***** GIVEN MATERIAL

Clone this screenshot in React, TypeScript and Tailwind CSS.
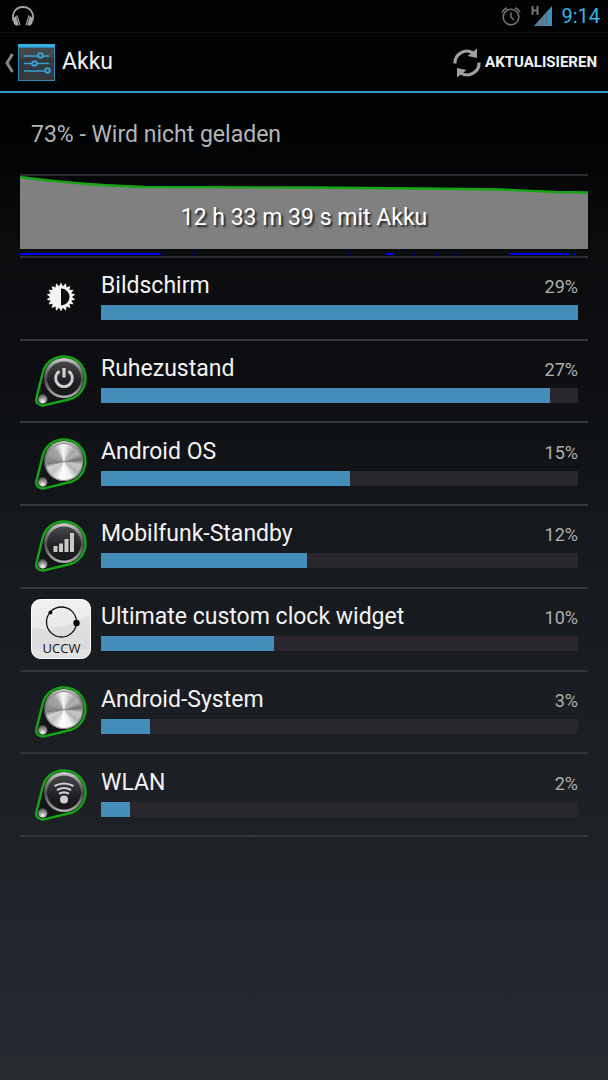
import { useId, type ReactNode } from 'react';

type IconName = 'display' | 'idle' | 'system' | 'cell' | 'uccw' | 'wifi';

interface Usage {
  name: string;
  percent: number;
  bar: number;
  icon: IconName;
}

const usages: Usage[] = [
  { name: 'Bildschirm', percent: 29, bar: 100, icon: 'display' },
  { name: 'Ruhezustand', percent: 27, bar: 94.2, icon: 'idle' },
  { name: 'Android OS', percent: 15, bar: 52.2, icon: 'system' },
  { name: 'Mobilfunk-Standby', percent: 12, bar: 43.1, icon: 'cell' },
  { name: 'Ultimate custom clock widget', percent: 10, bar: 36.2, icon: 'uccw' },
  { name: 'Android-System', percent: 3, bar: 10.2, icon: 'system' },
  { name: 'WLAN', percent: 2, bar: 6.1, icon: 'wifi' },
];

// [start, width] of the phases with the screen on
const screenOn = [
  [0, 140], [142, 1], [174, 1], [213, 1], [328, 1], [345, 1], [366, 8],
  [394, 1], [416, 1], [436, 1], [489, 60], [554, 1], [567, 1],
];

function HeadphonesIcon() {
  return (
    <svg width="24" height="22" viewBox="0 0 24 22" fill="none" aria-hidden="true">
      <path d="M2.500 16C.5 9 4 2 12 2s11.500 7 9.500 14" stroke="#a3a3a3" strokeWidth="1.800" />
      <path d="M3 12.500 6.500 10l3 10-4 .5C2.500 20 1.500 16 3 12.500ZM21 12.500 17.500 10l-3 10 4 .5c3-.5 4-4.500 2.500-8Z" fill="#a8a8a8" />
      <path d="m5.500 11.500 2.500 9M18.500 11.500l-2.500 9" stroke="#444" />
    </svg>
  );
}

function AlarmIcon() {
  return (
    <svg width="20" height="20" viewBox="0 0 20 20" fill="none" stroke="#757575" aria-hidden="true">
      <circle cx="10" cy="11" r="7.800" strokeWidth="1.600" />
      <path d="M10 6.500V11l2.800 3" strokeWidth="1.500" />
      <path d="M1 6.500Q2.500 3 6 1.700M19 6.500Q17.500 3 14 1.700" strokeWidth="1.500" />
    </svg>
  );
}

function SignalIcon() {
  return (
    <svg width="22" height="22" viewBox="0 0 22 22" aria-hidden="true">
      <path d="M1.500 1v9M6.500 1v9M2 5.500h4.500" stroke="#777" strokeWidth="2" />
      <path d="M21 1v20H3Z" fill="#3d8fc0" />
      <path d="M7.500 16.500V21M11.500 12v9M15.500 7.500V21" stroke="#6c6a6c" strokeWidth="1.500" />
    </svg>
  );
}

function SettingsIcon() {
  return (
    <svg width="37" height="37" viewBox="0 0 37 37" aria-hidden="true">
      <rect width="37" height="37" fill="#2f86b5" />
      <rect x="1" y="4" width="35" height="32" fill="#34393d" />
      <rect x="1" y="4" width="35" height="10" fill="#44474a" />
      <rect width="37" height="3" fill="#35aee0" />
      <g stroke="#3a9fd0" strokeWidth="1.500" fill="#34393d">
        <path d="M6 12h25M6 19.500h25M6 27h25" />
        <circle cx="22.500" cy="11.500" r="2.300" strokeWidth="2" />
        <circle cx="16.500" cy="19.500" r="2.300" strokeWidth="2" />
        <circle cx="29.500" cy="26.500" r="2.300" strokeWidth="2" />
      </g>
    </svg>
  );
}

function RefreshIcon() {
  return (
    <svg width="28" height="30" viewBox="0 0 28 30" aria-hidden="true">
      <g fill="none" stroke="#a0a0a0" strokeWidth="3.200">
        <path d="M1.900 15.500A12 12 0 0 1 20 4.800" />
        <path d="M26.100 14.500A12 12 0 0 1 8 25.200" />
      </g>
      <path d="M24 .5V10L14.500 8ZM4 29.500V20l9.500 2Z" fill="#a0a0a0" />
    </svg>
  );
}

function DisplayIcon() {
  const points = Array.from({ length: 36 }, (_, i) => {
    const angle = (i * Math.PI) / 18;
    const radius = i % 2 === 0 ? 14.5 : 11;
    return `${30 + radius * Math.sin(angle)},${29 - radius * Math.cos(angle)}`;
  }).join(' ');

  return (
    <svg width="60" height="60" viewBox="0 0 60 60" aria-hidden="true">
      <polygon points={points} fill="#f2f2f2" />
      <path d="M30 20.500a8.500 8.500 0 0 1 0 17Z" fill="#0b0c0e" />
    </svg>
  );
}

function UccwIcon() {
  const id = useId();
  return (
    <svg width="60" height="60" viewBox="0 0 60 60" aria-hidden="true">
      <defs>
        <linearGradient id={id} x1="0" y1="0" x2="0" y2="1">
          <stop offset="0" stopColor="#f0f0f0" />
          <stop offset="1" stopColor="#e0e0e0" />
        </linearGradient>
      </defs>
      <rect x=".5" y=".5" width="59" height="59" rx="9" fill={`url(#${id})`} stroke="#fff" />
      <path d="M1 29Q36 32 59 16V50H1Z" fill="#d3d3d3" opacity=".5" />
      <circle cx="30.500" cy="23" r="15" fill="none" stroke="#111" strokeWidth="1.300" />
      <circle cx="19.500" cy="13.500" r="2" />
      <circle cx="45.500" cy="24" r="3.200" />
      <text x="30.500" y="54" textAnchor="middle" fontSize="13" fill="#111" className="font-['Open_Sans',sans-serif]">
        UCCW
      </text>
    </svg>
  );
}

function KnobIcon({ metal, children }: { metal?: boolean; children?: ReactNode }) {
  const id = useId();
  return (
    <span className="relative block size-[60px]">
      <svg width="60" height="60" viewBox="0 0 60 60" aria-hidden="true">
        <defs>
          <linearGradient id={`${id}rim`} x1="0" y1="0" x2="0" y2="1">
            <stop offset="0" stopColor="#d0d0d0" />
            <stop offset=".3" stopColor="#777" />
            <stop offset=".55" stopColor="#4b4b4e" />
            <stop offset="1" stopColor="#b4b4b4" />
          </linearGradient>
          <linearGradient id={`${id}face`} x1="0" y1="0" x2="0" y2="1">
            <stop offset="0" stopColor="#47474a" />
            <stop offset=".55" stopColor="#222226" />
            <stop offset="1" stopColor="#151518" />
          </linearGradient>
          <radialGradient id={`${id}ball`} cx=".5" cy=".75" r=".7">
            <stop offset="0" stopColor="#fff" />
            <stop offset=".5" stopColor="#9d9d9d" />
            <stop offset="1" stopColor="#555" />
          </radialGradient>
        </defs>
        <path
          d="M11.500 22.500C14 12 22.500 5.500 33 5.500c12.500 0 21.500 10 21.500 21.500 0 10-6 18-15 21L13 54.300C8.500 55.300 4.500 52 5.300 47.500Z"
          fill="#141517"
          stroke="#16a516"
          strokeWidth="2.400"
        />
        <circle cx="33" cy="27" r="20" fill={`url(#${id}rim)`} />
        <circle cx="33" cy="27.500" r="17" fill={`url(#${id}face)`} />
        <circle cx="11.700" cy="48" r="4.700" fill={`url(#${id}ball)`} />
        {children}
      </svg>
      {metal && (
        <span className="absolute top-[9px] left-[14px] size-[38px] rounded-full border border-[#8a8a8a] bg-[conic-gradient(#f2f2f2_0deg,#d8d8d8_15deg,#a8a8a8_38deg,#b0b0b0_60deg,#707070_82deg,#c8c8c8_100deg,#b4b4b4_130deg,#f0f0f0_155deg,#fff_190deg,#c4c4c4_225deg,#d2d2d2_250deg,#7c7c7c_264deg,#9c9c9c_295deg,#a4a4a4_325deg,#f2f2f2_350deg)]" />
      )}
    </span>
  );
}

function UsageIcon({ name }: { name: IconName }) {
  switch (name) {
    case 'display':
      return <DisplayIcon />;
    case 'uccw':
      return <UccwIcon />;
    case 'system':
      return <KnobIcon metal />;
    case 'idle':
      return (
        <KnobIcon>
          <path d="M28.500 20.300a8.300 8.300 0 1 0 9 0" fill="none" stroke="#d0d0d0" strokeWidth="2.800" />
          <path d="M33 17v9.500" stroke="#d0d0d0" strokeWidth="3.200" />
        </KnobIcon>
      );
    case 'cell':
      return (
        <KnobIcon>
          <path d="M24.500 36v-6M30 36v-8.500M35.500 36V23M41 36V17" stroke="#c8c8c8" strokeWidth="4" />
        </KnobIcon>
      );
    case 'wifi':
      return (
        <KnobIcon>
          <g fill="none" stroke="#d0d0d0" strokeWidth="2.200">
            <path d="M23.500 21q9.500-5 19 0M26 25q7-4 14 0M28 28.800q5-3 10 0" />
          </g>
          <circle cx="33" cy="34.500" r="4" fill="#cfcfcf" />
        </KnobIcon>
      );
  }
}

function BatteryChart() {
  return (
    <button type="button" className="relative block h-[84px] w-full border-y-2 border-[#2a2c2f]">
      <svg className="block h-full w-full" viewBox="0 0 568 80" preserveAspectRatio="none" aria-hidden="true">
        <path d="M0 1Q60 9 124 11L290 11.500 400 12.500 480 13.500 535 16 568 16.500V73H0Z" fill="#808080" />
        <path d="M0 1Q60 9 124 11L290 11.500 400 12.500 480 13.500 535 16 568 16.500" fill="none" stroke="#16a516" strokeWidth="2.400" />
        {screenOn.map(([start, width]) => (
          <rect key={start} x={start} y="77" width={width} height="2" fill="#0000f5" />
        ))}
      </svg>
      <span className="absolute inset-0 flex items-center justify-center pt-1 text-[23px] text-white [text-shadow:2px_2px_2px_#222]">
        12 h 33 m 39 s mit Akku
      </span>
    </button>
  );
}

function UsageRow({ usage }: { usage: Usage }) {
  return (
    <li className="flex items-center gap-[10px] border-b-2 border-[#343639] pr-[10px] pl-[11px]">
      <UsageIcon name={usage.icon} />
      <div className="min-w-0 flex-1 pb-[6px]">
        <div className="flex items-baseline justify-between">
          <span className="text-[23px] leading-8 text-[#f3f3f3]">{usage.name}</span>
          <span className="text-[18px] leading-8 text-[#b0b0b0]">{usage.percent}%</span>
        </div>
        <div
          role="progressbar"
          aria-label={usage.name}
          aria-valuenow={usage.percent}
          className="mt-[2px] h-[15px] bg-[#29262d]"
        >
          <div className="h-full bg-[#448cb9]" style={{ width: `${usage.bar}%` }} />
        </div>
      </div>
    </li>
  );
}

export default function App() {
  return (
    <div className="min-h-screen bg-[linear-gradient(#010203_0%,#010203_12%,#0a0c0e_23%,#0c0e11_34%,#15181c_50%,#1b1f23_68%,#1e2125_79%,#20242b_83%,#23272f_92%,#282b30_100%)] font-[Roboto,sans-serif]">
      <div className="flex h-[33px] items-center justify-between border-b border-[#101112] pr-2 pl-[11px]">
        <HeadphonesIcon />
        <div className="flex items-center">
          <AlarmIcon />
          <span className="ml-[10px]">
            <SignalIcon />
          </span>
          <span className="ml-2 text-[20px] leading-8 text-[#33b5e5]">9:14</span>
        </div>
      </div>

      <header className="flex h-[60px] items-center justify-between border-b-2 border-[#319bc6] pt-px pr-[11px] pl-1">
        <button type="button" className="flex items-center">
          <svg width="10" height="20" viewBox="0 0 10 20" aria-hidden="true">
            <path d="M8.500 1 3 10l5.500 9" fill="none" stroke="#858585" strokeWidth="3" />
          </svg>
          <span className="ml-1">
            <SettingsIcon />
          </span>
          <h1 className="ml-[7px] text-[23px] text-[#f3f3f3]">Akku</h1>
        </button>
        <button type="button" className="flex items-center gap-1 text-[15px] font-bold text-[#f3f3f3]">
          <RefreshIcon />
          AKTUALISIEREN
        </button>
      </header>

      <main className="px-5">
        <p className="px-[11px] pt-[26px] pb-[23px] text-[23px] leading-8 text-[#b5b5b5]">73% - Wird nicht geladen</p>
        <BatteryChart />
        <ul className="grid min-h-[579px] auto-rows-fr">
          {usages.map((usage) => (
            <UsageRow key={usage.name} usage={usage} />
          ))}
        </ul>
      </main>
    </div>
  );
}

**********

Write out, word for word, the lines from the start of the data through the one holding "type IconName = 'display'". Omit pictures.

__ANSWER BELOW__:
Clone this screenshot in React, TypeScript and Tailwind CSS.
import { useId, type ReactNode } from 'react';

type IconName = 'display' | 'idle' | 'system' | 'cell' | 'uccw' | 'wifi';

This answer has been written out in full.